Suçlanacak olan gençler değil, biziz. Ailede değer eğitimi eksik kaldı, okulda öğretmenin eli kolu bağlı bırakıldı, sokakta komşuluk öldü, selâm kesildi.
Dün Milli Kuvvetler Caddesi’nde yürüyordum. Zağnos Paşa Camii’nin önüne kadar geldiğimde 13-15 yaşlarında en az üç beş kız çocuğu ellerinde sigarayla yürüyordu. Hiç bir şey umurlarında değildi.
Cami avlusunun kenarında dumanı gökyüzüne savuran çocuk yaştaki gençler ise ayrı bir dünyalarda gibiydi.
Bir an “Söndürün şu sigaraları!” diye bağırasım geldi; ama içimden bir ses, “Hiç bulaşma oğlum Ramazan, yoluna bak” dedi. Sustum, başımı öne eğip yoluma devam ettim.
Sigara elbette sağlığa zararlı. Ama mesele sigara değil; mesele o yaştaki çocukların elinde sigara olmasının ötesinde, o sigaranın taşıdığı umursamazlık, “bana kimse karışamaz” havası ve en acısı, saygının erken yaşta yitirilmesi.
★
Bizim çocukluğumuzda böyle bir manzara düşünülmezdi.
Sokakta sigara yakmaya kalksak, hiç tanımadığımız biri bile anında müdahale eder, sigarayı alır, bir de kulağımızı çekerdi.
Gıkımız çıkmazdı vallahi!
Çünkü saygı denen görünmez bir zincir vardı; bizi hizaya getirir, yanlış yoldan çevirirdi.
Bugün aynı şeyi yapmaya kalkın, neler olacağını tahmin edemezsiniz.
Öğretmen öğrencisine sesini yükseltse veli okul basıyor, mahallenin büyüğü laf söylese “çocuk hakları” diye şikâyet ediliyor.
Çocuğa özgürlük verdik, haklarını öğrettik; ama sorumluluğu, saygıyı, edep ve adap öğretmeyi unuttuk.

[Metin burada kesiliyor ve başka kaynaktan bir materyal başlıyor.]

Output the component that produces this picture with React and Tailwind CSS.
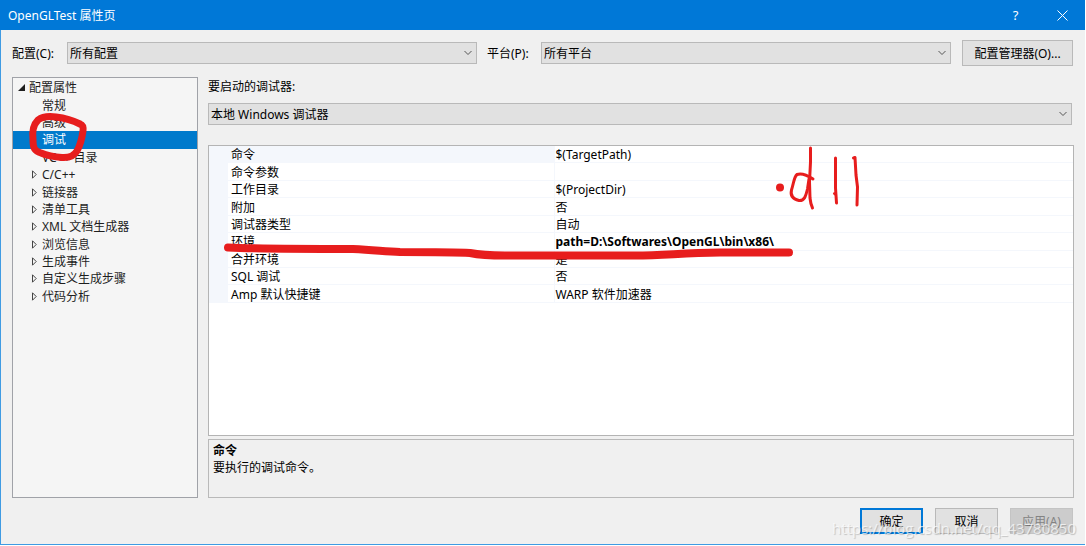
import React, { useState } from "react";

const treeItems = [
  { label: "常规" },
  { label: "高级" },
  { label: "调试" },
  { label: "VC++ 目录" },
  { label: "C/C++", expandable: true },
  { label: "链接器", expandable: true },
  { label: "清单工具", expandable: true },
  { label: "XML 文档生成器", expandable: true },
  { label: "浏览信息", expandable: true },
  { label: "生成事件", expandable: true },
  { label: "自定义生成步骤", expandable: true },
  { label: "代码分析", expandable: true },
];

const properties = [
  { name: "命令", value: "$(TargetPath)" },
  { name: "命令参数", value: "" },
  { name: "工作目录", value: "$(ProjectDir)" },
  { name: "附加", value: "否" },
  { name: "调试器类型", value: "自动" },
  { name: "环境", value: "path=D:\\Softwares\\OpenGL\\bin\\x86\\", changed: true },
  { name: "合并环境", value: "是" },
  { name: "SQL 调试", value: "否" },
  { name: "Amp 默认快捷键", value: "WARP 软件加速器" },
];

function Dropdown({ id, option, className }) {
  return (
    <div className={`relative ${className}`}>
      <select
        id={id}
        className="block h-[22px] w-full appearance-none border border-[#b9b9b9] bg-[#e1e1e1] pl-[2px] pr-5 pt-[2px] leading-[18px] outline-none"
      >
        <option>{option}</option>
      </select>
      <svg className="pointer-events-none absolute right-[5px] top-[7px]" width="8" height="8" viewBox="0 0 8 8" fill="none" stroke="#555">
        <path d="M0.5 2 L4 5.5 L7.5 2" />
      </svg>
    </div>
  );
}

function TreeRow({ item, selected, onSelect }) {
  return (
    <li className="flex flex-1">
      <button
        type="button"
        onClick={onSelect}
        className={`flex w-full items-center pl-[18px] text-left ${selected ? "bg-[#007acc] text-white" : ""}`}
      >
        <span className="w-[11px]">
          {item.expandable && (
            <svg width="7" height="9" viewBox="0 0 7 9" fill="none" stroke="#444">
              <path d="M1.5 0.8 L5.2 4.5 L1.5 8.2 Z" />
            </svg>
          )}
        </span>
        {item.label}
      </button>
    </li>
  );
}

function PropertyTable() {
  return (
    <table className="h-[157px] w-full table-fixed border-collapse leading-[14px]">
      <colgroup>
        <col className="w-[19px]" />
        <col className="w-[326px]" />
        <col />
      </colgroup>
      <tbody>
        {properties.map((prop, i) => (
          <tr key={prop.name}>
            <td className="bg-[#f4f7fc] p-0"></td>
            <th
              scope="row"
              className={`border-b border-r border-[#f4f7fc] p-0 pl-[3px] pt-[2px] text-left font-normal ${i === 0 ? "bg-[#f4f7fc]" : ""}`}
            >
              {prop.name}
            </th>
            <td className={`border-b border-[#f4f7fc] p-0 pl-px pt-[2px] ${prop.changed ? "font-bold" : ""}`}>
              {prop.value}
            </td>
          </tr>
        ))}
      </tbody>
    </table>
  );
}

// Red pen marks drawn over the dialog
function PenMarks() {
  return (
    <svg
      className="pointer-events-none absolute left-0 top-0"
      width="1086"
      height="546"
      viewBox="0 0 1086 546"
      fill="none"
      stroke="#e71d1d"
      strokeLinecap="round"
      strokeLinejoin="round"
    >
      <path
        strokeWidth="7"
        d="M80 124 C72 120 64 118 56 117 C49 116 42 117 38 120 C33 125 32 132 33 140 C33 149 35 151 41 153 C48 156 55 157 62 157.500 C69 158 74 156 77 151 C81 144 82 138 83 131 C83.500 127 83 125 80 124"
      />
      <path
        strokeWidth="8"
        d="M228 247.500 C260 249 310 249 353 249 C375 250 385 251.500 400 252 C430 252 455 252 470 253 C480 255 490 255.500 505 255.500 L635 255.500 C665 255.500 680 253 720 252.500 L789 252.500"
      />
      <circle cx="780" cy="187.500" r="4" fill="#e71d1d" stroke="none" />
      <g strokeWidth="3">
        <path d="M810.500 148 L810.500 162 L809.500 182 L810 198 C810.500 203 811 205 812.500 208" />
        <path d="M813 179 C807 175 801 173 797 174.500 C794 177 794 182 791.500 190 C790 196 793 199 799 200.500 C805 201 806 195 807.500 189 L809 179" />
        <path d="M835.500 158 L835.500 188 L836.500 203 M834.500 193.500 L836 195" />
        <path d="M853.500 158 L855 157.500 L856 175 L857.500 187 L857 205" />
      </g>
    </svg>
  );
}

export default function App() {
  const [selected, setSelected] = useState("调试");
  const dialogButton = "h-[26px] w-[63px]";

  return (
    <div className="relative flex min-h-screen flex-col overflow-hidden bg-white pb-px pr-px font-['Noto_Sans','Noto_Sans_CJK_SC',sans-serif] text-[12px] leading-[17px] text-black">
      <header className="flex h-[30px] items-center bg-[#0078d7] pl-2 text-white">
        <h1 className="flex-1">OpenGLTest 属性页</h1>
        <button type="button" aria-label="帮助" className="flex h-full w-[47px] items-center justify-center text-[13px]">
          ?
        </button>
        <button type="button" aria-label="关闭" className="flex h-full w-[46px] items-center justify-center">
          <svg width="11" height="11" viewBox="0 0 11 11" stroke="white">
            <path d="M0.5 0.5 L10.5 10.5 M10.5 0.5 L0.5 10.5" />
          </svg>
        </button>
      </header>

      <div className="flex flex-1 flex-col border-b border-l border-[#3f9be3] bg-[#f0f0f0] pb-[10px] pl-[11px] pr-[11px] pt-[10px]">
        <div className="flex items-center">
          <label htmlFor="config" className="w-[55px] pt-px">配置(C):</label>
          <Dropdown id="config" option="所有配置" className="flex-1" />
          <label htmlFor="platform" className="ml-[10px] w-[54px] pt-px">平台(P):</label>
          <Dropdown id="platform" option="所有平台" className="flex-1" />
          <button type="button" className="ml-[11px] mr-px h-[26px] w-[111px] border border-[#b9b9b9] bg-[#e1e1e1]">
            配置管理器(O)...
          </button>
        </div>

        <div className="mt-[11px] flex flex-1 gap-[10px]">
          <nav className="w-[186px] border border-[#a0a2a8] bg-[#f5f5f5] pt-px text-[#1e1e1e]">
            <ul className="flex h-[226px] flex-col">
              <li className="flex flex-1 items-center">
                <svg className="ml-[5px] mr-1" width="7" height="7" viewBox="0 0 7 7" fill="#1e1e1e">
                  <path d="M7 0 V7 H0 Z" />
                </svg>
                配置属性
              </li>
              {treeItems.map((item) => (
                <TreeRow
                  key={item.label}
                  item={item}
                  selected={selected === item.label}
                  onSelect={() => setSelected(item.label)}
                />
              ))}
            </ul>
          </nav>

          <main className="flex flex-1 flex-col">
            <label htmlFor="debugger" className="mb-2 block pt-px">要启动的调试器:</label>
            <Dropdown id="debugger" option="本地 Windows 调试器" className="mr-[2px]" />
            <div className="mt-5 flex-1 border border-[#b4b4b4] bg-white">
              <PropertyTable />
            </div>
            <section className="mt-[3px] h-[59px] border border-[#b9b9b9] px-1 pt-[2px]">
              <h2 className="font-bold">命令</h2>
              <p>要执行的调试命令。</p>
            </section>
          </main>
        </div>

        <footer className="mr-px mt-[10px] flex justify-end gap-3">
          <button type="button" className={`${dialogButton} border-2 border-[#0078d7] bg-[#e1e1e1]`}>确定</button>
          <button type="button" className={`${dialogButton} border border-[#b9b9b9] bg-[#e1e1e1]`}>取消</button>
          <button type="button" disabled className={`${dialogButton} border border-[#c4c4c4] bg-[#cccccc] text-[#838383]`}>应用(A)</button>
        </footer>
      </div>

      <PenMarks />
      <span className="pointer-events-none absolute bottom-2 right-[10px] font-['Open_Sans',sans-serif] text-[15px] leading-5 text-white/70 [text-shadow:1px_1px_1px_rgba(0,0,0,0.2)]">
        https://blog.csdn.net/qq_43780850
      </span>
    </div>
  );
}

Sonra da dönüp “Bu gençlik niye böyle oldu?” diye hayıflanıyoruz.
★
Gençler suçlu değil; biz suçluyuz.
Ailede değer eğitimi eksik kaldı, okulda öğretmenin eli kolu bağlı bırakıldı, sokakta komşuluk öldü, selâm kesildi.
Televizyonu, tableti, sosyal medyayı başköşeye oturttuk; dedeyi, nineyi, büyüklerimizi arka odaya tıktık. Yetmedi, “Bunların kahrı çekilmiyor” diye söylendik; bizi doğuran, büyüten, hayata tutan elleri öpülecek o insanları huzurevlerine kapatarak daha sağken gömdük.

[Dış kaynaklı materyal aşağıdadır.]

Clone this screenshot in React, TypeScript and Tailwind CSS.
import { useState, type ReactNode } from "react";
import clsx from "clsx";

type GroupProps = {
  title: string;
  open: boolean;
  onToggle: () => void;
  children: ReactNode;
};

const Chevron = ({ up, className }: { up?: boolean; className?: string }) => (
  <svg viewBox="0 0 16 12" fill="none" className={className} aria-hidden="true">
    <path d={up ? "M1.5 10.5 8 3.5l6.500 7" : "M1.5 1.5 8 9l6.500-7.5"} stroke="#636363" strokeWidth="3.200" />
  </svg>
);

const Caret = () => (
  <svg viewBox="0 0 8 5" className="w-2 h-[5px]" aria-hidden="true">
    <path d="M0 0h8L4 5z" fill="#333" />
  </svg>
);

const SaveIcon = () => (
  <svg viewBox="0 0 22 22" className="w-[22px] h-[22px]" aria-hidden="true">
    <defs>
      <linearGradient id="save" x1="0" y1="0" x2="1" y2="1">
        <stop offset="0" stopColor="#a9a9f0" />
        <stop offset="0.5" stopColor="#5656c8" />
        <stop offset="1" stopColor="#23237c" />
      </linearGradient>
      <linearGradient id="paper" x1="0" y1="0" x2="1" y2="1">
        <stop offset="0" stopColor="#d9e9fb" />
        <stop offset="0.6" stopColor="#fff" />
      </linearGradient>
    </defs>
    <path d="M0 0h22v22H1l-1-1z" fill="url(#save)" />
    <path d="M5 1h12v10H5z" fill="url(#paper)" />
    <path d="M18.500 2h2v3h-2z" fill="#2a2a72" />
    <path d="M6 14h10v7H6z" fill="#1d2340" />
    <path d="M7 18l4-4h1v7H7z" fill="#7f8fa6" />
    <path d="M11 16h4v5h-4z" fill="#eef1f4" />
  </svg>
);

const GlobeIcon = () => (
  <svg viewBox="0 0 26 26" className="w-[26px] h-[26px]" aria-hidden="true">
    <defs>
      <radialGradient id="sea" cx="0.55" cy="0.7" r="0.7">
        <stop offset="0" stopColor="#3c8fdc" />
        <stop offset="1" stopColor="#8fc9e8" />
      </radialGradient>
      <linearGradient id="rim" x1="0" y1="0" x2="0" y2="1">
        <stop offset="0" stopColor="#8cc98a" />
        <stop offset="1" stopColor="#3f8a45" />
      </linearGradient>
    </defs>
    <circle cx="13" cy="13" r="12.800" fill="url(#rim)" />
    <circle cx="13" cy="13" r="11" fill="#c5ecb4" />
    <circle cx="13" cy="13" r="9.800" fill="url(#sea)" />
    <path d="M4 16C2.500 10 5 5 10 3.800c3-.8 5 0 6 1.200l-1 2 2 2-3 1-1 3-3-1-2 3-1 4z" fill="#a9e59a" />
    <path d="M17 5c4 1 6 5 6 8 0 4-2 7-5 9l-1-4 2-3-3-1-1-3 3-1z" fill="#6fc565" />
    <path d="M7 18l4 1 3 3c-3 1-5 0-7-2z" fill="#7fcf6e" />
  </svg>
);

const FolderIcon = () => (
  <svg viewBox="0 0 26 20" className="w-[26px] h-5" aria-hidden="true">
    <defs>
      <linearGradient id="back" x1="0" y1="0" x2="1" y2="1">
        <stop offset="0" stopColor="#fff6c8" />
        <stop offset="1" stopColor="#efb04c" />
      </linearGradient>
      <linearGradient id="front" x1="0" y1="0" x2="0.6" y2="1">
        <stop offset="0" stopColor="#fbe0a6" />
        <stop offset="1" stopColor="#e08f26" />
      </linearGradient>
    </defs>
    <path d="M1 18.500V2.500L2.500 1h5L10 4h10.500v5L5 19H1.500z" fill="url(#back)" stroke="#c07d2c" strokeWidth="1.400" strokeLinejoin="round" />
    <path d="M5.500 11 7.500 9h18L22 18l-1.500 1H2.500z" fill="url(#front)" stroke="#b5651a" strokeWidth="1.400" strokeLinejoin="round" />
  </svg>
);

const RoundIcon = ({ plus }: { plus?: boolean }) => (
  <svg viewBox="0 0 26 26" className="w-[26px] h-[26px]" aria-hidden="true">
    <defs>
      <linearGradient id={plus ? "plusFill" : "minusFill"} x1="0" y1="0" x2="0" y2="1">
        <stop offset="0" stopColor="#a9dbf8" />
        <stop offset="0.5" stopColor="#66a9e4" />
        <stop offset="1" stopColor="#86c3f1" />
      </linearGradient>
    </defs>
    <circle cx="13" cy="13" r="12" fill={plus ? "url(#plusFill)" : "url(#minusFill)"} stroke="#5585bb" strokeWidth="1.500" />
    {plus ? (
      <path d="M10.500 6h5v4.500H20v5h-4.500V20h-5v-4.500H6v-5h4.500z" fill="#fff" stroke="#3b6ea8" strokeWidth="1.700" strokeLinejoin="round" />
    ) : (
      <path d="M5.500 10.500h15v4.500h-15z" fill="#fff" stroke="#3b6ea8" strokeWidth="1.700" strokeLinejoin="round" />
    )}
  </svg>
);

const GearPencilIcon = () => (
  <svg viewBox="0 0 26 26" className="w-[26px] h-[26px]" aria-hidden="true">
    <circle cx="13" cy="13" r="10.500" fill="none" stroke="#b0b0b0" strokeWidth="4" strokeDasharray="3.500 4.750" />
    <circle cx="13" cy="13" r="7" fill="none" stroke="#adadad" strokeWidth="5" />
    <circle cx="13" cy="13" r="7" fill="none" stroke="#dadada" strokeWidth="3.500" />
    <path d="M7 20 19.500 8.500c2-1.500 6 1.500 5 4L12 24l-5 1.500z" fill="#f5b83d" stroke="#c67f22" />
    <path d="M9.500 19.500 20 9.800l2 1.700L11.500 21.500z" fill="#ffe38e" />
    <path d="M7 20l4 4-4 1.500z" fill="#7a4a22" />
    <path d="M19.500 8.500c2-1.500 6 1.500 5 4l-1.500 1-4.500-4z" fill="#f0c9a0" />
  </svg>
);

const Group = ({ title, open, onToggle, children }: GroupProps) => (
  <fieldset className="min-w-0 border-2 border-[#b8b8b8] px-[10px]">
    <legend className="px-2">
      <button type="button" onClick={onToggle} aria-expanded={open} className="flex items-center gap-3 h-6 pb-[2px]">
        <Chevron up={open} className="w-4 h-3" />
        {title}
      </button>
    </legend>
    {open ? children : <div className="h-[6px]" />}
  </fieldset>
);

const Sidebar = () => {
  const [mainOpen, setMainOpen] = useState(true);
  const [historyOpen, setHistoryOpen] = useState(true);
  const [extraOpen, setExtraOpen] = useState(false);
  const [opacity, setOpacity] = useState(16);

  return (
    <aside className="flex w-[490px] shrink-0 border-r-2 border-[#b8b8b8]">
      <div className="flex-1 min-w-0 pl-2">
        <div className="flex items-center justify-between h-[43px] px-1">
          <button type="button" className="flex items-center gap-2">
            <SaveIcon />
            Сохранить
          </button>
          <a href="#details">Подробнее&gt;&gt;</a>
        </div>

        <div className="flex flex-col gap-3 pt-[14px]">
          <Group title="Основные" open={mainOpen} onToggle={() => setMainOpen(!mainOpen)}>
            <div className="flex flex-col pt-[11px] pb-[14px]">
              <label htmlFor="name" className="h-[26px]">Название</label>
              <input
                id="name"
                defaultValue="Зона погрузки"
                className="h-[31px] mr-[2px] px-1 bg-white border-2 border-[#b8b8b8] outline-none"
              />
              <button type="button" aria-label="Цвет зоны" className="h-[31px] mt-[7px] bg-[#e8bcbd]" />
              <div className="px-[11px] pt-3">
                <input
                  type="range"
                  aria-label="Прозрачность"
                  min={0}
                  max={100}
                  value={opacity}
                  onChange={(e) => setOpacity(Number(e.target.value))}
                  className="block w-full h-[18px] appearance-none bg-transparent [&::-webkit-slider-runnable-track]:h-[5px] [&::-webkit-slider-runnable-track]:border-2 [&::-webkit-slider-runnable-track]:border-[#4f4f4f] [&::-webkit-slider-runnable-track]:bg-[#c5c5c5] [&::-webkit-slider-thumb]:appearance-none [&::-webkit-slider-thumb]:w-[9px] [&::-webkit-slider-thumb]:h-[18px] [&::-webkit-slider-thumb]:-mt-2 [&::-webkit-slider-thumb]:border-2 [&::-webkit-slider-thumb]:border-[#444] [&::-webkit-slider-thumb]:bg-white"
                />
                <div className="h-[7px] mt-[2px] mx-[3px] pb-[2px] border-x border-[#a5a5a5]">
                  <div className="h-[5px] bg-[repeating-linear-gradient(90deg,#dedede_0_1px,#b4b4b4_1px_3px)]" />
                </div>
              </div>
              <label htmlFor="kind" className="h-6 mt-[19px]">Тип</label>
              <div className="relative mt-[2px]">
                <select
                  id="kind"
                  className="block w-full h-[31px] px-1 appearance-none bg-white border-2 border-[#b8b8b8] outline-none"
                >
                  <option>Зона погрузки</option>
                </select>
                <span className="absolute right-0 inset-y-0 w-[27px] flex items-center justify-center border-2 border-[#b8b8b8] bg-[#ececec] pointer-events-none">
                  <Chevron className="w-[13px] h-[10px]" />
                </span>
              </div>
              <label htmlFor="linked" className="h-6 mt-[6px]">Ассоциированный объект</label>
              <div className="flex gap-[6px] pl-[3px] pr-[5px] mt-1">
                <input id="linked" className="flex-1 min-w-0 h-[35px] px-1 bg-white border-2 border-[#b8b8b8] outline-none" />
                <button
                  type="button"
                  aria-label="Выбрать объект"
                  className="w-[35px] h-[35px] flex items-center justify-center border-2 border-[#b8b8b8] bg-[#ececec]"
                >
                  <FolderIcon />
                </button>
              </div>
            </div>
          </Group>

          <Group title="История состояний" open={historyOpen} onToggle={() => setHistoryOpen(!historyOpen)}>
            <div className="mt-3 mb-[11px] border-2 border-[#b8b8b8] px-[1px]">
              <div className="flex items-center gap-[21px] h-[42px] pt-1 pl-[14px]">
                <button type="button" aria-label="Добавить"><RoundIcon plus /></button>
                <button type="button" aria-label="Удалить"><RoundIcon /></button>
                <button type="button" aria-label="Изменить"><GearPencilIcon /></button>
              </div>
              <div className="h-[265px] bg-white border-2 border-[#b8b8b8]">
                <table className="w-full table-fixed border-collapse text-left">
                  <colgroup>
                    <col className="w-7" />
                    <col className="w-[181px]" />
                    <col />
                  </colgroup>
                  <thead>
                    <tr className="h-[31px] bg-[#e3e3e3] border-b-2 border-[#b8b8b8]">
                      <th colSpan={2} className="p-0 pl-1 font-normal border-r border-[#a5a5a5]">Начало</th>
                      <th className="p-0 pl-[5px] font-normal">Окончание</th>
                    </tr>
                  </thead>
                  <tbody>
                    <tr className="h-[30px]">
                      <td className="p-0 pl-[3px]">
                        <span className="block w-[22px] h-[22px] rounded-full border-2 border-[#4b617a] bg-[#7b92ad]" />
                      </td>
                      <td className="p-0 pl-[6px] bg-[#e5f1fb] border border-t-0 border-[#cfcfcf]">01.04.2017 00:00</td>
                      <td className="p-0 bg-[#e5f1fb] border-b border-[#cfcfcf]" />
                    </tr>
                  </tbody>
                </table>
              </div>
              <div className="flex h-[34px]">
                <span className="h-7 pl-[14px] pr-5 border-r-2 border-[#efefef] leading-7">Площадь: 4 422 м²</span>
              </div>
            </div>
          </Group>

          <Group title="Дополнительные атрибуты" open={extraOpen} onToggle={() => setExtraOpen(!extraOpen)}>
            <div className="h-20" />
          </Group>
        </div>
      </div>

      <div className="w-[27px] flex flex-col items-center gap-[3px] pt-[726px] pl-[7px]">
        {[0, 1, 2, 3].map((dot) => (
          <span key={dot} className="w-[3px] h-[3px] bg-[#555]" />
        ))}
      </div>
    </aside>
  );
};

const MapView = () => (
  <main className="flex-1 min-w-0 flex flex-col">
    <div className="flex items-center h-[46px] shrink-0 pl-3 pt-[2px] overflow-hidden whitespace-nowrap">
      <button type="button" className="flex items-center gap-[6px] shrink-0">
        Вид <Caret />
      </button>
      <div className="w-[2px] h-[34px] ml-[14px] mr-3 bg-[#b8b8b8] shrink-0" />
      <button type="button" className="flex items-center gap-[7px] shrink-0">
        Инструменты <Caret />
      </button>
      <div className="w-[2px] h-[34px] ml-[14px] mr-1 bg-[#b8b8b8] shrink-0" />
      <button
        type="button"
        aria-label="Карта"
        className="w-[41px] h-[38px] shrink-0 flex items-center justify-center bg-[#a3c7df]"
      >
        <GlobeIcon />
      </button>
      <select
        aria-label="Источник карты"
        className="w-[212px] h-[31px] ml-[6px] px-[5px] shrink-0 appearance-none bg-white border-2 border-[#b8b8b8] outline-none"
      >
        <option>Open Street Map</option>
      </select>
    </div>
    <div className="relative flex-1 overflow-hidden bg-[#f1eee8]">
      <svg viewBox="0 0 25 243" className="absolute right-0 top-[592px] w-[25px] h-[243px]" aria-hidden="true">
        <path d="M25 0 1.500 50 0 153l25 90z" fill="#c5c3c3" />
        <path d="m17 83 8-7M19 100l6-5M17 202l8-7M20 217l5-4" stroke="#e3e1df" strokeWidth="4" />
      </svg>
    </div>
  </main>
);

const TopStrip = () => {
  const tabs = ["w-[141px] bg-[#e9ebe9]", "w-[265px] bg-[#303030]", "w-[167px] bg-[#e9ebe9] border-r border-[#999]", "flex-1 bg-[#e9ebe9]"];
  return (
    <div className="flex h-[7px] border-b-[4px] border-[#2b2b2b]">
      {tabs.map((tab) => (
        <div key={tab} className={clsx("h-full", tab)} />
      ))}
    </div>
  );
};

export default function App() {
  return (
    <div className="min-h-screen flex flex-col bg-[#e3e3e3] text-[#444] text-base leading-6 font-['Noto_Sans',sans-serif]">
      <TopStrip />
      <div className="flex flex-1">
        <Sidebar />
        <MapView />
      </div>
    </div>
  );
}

Çocuklar boşlukta büyüyor.
O boşluğu sigarayla, umursamazlıkla, kaba sözle doldurmaya çalışıyorlar.
Elbette pırıl pırıl gençlerimiz de var; sayıları az değil, ama sesleri az çıkıyor. Çünkü saygısızlığın gürültüsü, saygının sessizliğini bastırıyor.
★
Ne yapacağız?
Önce biz yetişkinler olarak aynaya bakacağız. Saygı görmek istiyorsak önce saygı göstereceğiz. Selâm vereceğiz, kapı tutacağız, büyüğümüze yer vereceğiz, küçüğümüze şefkat göstereceğiz.
Çocuğumuza “telefonunu bırak da iki laf edelim” diyeceğiz. Sofrada büyüklerin başlamasını beklemeyi, cami önünde sigara içmemeyi, kimsenin yüzüne duman üflememeyi önce kendimiz uygulayacağız.
Çünkü değerler lafla değil, hâl ile öğretilir. Kalpten kalbe geçer.
Bir toplum, saygının tükendiği yerde ayakta kalamaz.
Zağnos Paşa Camii’nin önündeki o duman dağılır inşallah.
Yeter ki biz, içindeki ateşin farkına varıp söndürmek için bir adım atalım çok geç olmadan.
★
O değil de; Türkiye, son 25 yılda Atatürk’ün “muasır medeniyetler seviyesinin üstüne çıkarma” ülküsü yolunda hakikaten inanılmaz işler başardı.
Otoyol, köprü, yerli otomobil, İHA, SİHA, uçak gemisi…
Daha sayamadığımız nice dev eser…
Ama tüm bu eserleri yükseltirken, işin asıl özü olan insanı biraz ihmal ettik.
Umarım, önümüzdeki on yılın “Aile Yılı” olarak ilan edilmesi bu açığı kapatır; “Ne olacak bu gençliğin hâli?” yakınması yerine, bir gün hep bir ağızdan şu dizeleri haykırır hale geliriz:
“Her geceyi güneş boğar,
Ülkemizin günü doğar.
Yol uzun da olsa ne var,
Yürüyelim arkadaşlar!
Sesimizi yer, gök, su dinlesin;
Sert adımlarla her yer inlesin!”
İşte o zaman dünyayı gerçekten dize getirmiş oluruz.
Selametle...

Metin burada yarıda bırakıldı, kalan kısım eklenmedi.